Broader African Context: Kenya as Continental Cryptocurrency Leader
Kenya’s cryptocurrency journey unfolds within broader continental dynamics that position Africa as one of the world’s most dynamic crypto adoption regions. Multiple factors drive this trend:
Remittances: Africa receives over $100 billion annually in remittances, with traditional transfer mechanisms often charging exorbitant fees and imposing frustrating delays. Cryptocurrency offers faster, cheaper alternatives for cross-border money movement.
Currency Instability: Many African nations experience significant currency volatility and inflation, eroding the value of local savings. Bitcoin and stablecoins pegged to stronger currencies provide hedges against local currency depreciation.
Mobile Money Infrastructure: Africa’s pioneering mobile money systems created cultural comfort with digital financial services and built technological infrastructure cryptocurrency can leverage. Kenya’s M-Pesa alone serves over 50 million users, demonstrating massive scale digital payment adoption.
Youth Demographics: Africa has the world’s youngest population, with median ages in many nations below 20 years. Younger demographics typically show greater comfort with digital technologies and willingness to adopt innovative financial tools.
Entrepreneurship: Limited formal employment opportunities drive high levels of entrepreneurial activity, often requiring access to capital and payment mechanisms that traditional systems provide inadequately. Cryptocurrency can fill these gaps.
These factors create fertile ground for cryptocurrency adoption across the continent. According to Chainalysis’s 2024 Geography of Cryptocurrency Report, multiple African nations rank among global leaders in cryptocurrency adoption when measured relative to population and economic size.

Conclusion
For Kenya, the next 12 to 18 months will be critical. The Treasury’s detailed regulations on stablecoins, tokenization of real-world assets, trading platforms, capital standards, and anti-money laundering compliance will determine whether the country achieves its ambition of becoming Africa’s crypto hub. Success will require balancing regulatory rigor with the flexibility needed to foster innovation, ensuring that compliance requirements don’t become barriers to entry for the young entrepreneurs and small startups who have driven Kenya’s crypto adoption.
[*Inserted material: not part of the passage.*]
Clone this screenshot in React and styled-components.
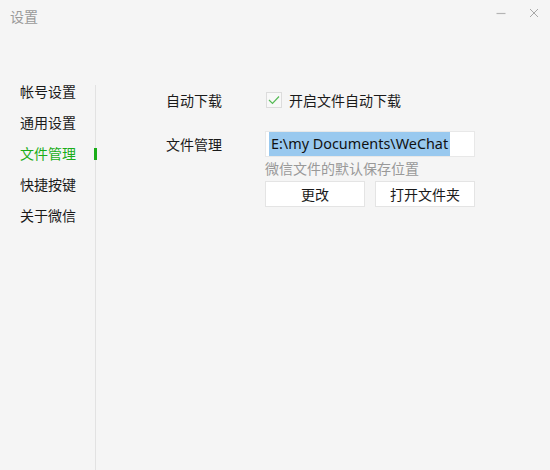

The country’s approach—grounded in its proven track record with mobile money innovation, informed by international best practices, and responsive to local economic realities—could serve as a model for other emerging markets seeking to harness the transformative potential of digital assets while managing associated risks.
Kenyan authorities justify this regulatory shift as necessary to provide legal certainty for investors and fintech start-ups while positioning the country as the gateway for cryptocurrency adoption across Africa.
The success or failure of Kenya’s cryptocurrency regulation will have implications far beyond its borders, potentially shaping how other African nations approach digital asset oversight and influencing the continent’s role in the global cryptocurrency ecosystem for years to come.